Candy Nuggets

Ingredients
1/2 cup plus
1 1/2 teaspoons Roberts Butter, softened
4 ounces cream cheese, softened
6 cups powdered sugar, sifted
2 tablespoons of each of
2 or 3 desired accent ingredients
4 squares (1 ounce each) semi-sweet chocolate
1 square (1 x 1 x 1/2 inch) paraffin
1/8 teaspoon vanilla extract
Preparation
Cream 1/2 cup softened butter and cream cheese together thoroughly; gradually add powdered sugar, blending well. Divide mixture equally into thirds.
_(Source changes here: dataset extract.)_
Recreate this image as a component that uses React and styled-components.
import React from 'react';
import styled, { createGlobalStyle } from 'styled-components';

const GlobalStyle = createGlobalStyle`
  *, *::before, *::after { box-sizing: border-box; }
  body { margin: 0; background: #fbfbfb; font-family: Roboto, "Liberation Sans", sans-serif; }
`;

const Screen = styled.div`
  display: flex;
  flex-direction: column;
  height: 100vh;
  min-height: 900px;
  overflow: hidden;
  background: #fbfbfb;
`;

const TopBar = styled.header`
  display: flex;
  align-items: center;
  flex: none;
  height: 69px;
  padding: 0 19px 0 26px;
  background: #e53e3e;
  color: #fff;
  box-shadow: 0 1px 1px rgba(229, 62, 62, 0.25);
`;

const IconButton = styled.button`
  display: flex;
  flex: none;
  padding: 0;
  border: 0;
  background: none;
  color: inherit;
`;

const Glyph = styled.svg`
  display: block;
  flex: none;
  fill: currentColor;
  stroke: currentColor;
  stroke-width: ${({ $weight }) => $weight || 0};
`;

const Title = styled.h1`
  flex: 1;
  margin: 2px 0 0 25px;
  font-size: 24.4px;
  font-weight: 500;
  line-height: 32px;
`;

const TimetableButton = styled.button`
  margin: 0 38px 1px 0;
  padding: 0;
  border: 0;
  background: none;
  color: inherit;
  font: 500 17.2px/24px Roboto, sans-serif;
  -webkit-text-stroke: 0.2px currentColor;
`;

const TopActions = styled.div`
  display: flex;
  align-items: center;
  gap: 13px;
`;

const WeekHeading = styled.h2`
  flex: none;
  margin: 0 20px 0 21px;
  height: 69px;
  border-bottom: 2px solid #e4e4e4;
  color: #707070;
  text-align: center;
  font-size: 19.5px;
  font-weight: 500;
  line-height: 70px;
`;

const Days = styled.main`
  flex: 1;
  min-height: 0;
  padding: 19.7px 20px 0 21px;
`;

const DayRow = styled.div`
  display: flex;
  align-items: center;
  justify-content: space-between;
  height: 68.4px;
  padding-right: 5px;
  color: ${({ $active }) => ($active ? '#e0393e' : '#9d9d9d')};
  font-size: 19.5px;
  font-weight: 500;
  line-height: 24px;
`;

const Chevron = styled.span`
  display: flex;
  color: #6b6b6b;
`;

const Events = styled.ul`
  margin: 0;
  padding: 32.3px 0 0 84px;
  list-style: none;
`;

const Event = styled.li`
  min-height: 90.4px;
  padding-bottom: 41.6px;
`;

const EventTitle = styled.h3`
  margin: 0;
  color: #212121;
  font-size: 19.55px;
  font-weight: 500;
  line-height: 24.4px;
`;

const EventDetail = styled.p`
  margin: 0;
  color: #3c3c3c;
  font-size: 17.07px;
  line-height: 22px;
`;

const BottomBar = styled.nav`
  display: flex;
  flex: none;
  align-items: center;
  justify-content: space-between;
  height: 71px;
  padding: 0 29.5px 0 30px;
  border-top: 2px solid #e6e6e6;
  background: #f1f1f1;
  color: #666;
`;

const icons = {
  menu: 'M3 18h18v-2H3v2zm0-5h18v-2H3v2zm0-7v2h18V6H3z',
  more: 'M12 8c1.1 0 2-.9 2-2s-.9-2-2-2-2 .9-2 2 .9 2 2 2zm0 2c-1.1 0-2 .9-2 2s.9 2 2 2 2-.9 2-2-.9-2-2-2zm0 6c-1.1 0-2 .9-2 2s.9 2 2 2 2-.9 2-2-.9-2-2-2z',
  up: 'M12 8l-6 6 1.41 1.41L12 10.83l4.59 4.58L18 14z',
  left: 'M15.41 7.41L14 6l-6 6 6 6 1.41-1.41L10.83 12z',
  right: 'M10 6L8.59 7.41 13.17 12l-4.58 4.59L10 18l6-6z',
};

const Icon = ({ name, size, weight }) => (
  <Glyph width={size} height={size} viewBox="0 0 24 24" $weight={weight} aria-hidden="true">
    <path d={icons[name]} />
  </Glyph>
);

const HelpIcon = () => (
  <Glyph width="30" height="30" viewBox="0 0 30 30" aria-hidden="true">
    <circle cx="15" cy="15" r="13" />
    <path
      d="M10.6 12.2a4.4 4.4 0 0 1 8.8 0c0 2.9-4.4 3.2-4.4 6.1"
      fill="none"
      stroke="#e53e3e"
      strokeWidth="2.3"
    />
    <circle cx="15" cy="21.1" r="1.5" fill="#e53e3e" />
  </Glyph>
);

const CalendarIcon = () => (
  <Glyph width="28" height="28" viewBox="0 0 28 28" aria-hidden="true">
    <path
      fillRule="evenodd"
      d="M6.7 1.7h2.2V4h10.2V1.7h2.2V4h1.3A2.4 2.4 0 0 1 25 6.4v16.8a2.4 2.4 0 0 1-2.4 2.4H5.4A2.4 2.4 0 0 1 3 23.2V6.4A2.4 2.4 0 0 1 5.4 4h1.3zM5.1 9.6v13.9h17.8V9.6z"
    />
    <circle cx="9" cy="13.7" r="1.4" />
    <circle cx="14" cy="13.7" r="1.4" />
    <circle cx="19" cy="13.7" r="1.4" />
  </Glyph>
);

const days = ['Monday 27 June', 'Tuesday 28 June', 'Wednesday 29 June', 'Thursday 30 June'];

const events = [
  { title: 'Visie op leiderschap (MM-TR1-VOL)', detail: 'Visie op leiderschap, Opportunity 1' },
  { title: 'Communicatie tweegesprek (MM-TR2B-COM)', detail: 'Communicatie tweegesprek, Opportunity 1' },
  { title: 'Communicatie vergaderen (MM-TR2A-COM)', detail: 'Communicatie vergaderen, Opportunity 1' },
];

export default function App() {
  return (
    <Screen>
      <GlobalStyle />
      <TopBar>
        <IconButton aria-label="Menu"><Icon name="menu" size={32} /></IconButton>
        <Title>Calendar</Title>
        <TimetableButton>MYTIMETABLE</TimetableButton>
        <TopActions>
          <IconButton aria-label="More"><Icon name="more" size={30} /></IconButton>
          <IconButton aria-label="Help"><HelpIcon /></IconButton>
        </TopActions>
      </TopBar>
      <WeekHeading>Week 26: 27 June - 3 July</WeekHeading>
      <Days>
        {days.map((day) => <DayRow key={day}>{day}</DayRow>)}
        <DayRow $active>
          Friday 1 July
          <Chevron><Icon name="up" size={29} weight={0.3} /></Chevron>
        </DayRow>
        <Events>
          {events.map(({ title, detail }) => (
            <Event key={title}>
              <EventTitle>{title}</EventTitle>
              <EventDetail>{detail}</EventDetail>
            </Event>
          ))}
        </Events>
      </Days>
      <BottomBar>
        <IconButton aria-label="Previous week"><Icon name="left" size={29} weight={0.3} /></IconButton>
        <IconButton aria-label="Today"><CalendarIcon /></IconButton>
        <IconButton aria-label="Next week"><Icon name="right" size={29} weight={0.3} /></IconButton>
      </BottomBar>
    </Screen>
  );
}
Mix 2 tablespoons of desired accent ingredients into each third, leaving one-third plain, if desired. (Suggested accent ingredients are chopped almonds, maraschino cherries, dates, pineapple, raisins and walnuts.) Shape mixture into balls about the size of small marbles; cover and chill at least 1 hour. Melt chocolate, remaining butter, paraffin and vanilla extract in top of a double boiler, stirring often. Dip each chilled ball into mixture; place on waxed paper to harden. Chill at least 15 minutes.
Yield: 4 dozen
Special note: we no longer distribute eggs or margarine, but have left the recipes as originally printed to maintain their integrity.